Begin
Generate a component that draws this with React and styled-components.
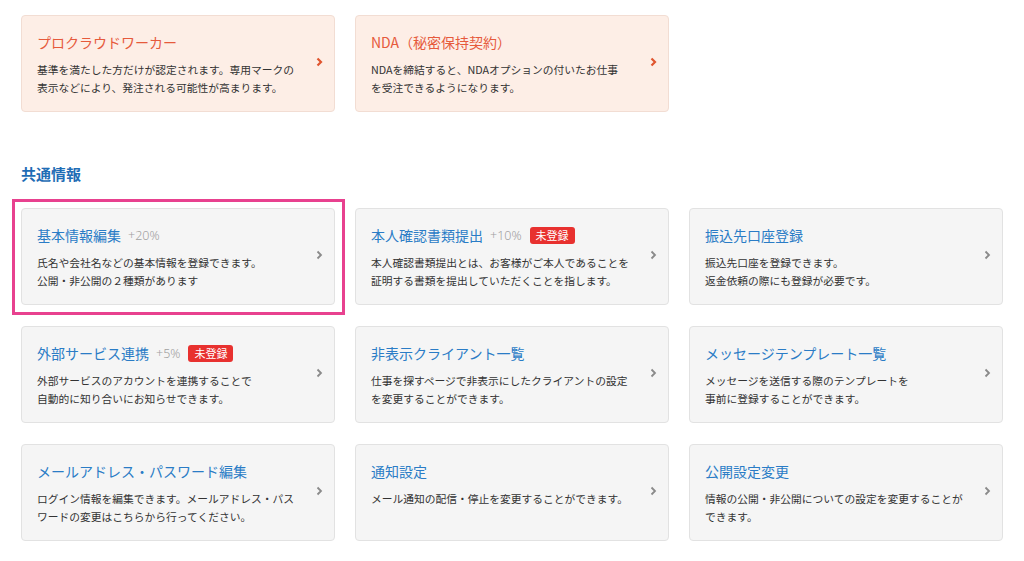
import React from "react";
import styled, { createGlobalStyle } from "styled-components";

const Global = createGlobalStyle`
  html, body { margin: 0; padding: 0; background: #fff; }
  body { font-family: "Noto Sans CJK JP", "Noto Sans", sans-serif; color: #333; }
`;

const Page = styled.div`
  padding: 15px 0 0 21px;
  width: 982px;
`;

const Grid = styled.div`
  display: grid;
  grid-template-columns: repeat(3, 314px);
  column-gap: 20px;
  row-gap: 21px;
`;

const SectionTitle = styled.h2`
  margin: 51px 0 23px;
  font-size: 15px;
  line-height: 22px;
  font-weight: 700;
  color: #1f6db5;
`;

const Card = styled.a`
  position: relative;
  box-sizing: border-box;
  height: 97px;
  display: flex;
  align-items: center;
  padding: 15px 11px 16px 15px;
  border-radius: 4px;
  text-decoration: none;
  background: ${(p) => (p.$accent ? "#fdeee6" : "#f5f5f5")};
  border: 1px solid ${(p) => (p.$accent ? "#f2ddd3" : "#e2e2e2")};

  &::before {
    content: "";
    display: ${(p) => (p.$highlight ? "block" : "none")};
    position: absolute;
    left: -10px;
    top: -10px;
    right: -11px;
    bottom: -11px;
    border: 3px solid #e8418f;
    pointer-events: none;
  }
`;

const Body = styled.div`
  flex: 1;
  align-self: flex-start;
`;

const TitleRow = styled.div`
  display: flex;
  align-items: center;
  height: 22px;
  gap: 7px;
`;

const Title = styled.span`
  font-size: 14px;
  line-height: 22px;
  color: ${(p) => (p.$accent ? "#e65a3c" : "#2a7cc6")};
`;

const Bonus = styled.span`
  font-family: "Noto Sans", sans-serif;
  font-size: 12.5px;
  color: #a0a0a0;
  font-weight: 300;
`;

const Badge = styled.span`
  background: #e8312f;
  color: #fff;
  font-size: 11px;
  line-height: 17px;
  padding: 0 6px;
  border-radius: 3px;
  margin-left: 1px;
`;

const Desc = styled.p`
  margin: 8px 0 0;
  font-size: 10.75px;
  line-height: 18px;
  color: #333;
  white-space: pre;
`;

const Chevron = styled.svg`
  flex: none;
  width: 7px;
  height: 10px;
  margin-left: 8px;
  margin-top: -2px;
`;

const Arrow = ({ accent }) => (
  <Chevron viewBox="0 0 7 10">
    <path
      d="M1.5 1.5 L5 5 L1.5 8.5"
      fill="none"
      stroke={accent ? "#e0552f" : "#8a8a8a"}
      strokeWidth={accent ? 2.2 : 1.8}
    />
  </Chevron>
);

const Item = ({ title, bonus, badge, desc, accent, highlight }) => (
  <Card $accent={accent} $highlight={highlight} href="#">
    <Body>
      <TitleRow>
        <Title $accent={accent}>{title}</Title>
        {bonus && <Bonus>{bonus}</Bonus>}
        {badge && <Badge>{badge}</Badge>}
      </TitleRow>
      <Desc>{desc}</Desc>
    </Body>
    <Arrow accent={accent} />
  </Card>
);

const top = [
  {
    title: "プロクラウドワーカー",
    desc: "基準を満たした方だけが認定されます。専用マークの\n表示などにより、発注される可能性が高まります。",
  },
  {
    title: "NDA（秘密保持契約）",
    desc: "NDAを締結すると、NDAオプションの付いたお仕事\nを受注できるようになります。",
  },
];

const common = [
  {
    title: "基本情報編集",
    bonus: "+20%",
    desc: "氏名や会社名などの基本情報を登録できます。\n公開・非公開の２種類があります",
    highlight: true,
  },
  {
    title: "本人確認書類提出",
    bonus: "+10%",
    badge: "未登録",
    desc: "本人確認書類提出とは、お客様がご本人であることを\n証明する書類を提出していただくことを指します。",
  },
  {
    title: "振込先口座登録",
    desc: "振込先口座を登録できます。\n返金依頼の際にも登録が必要です。",
  },
  {
    title: "外部サービス連携",
    bonus: "+5%",
    badge: "未登録",
    desc: "外部サービスのアカウントを連携することで\n自動的に知り合いにお知らせできます。",
  },
  {
    title: "非表示クライアント一覧",
    desc: "仕事を探すページで非表示にしたクライアントの設定\nを変更することができます。",
  },
  {
    title: "メッセージテンプレート一覧",
    desc: "メッセージを送信する際のテンプレートを\n事前に登録することができます。",
  },
  {
    title: "メールアドレス・パスワード編集",
    desc: "ログイン情報を編集できます。メールアドレス・パス\nワードの変更はこちらから行ってください。",
  },
  {
    title: "通知設定",
    desc: "メール通知の配信・停止を変更することができます。",
  },
  {
    title: "公開設定変更",
    desc: "情報の公開・非公開についての設定を変更することが\nできます。",
  },
];

export default function App() {
  return (
    <>
      <Global />
      <Page>
        <Grid>
          {top.map((t) => (
            <Item key={t.title} {...t} accent />
          ))}
        </Grid>
        <SectionTitle>共通情報</SectionTitle>
        <Grid>
          {common.map((c) => (
            <Item key={c.title} {...c} />
          ))}
        </Grid>
      </Page>
    </>
  );
}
End
» **Short task**
Find "components". Copy every line it occurs in.

» **Task output**
Generate a component that draws this with React and styled-components.
import styled, { createGlobalStyle } from "styled-components";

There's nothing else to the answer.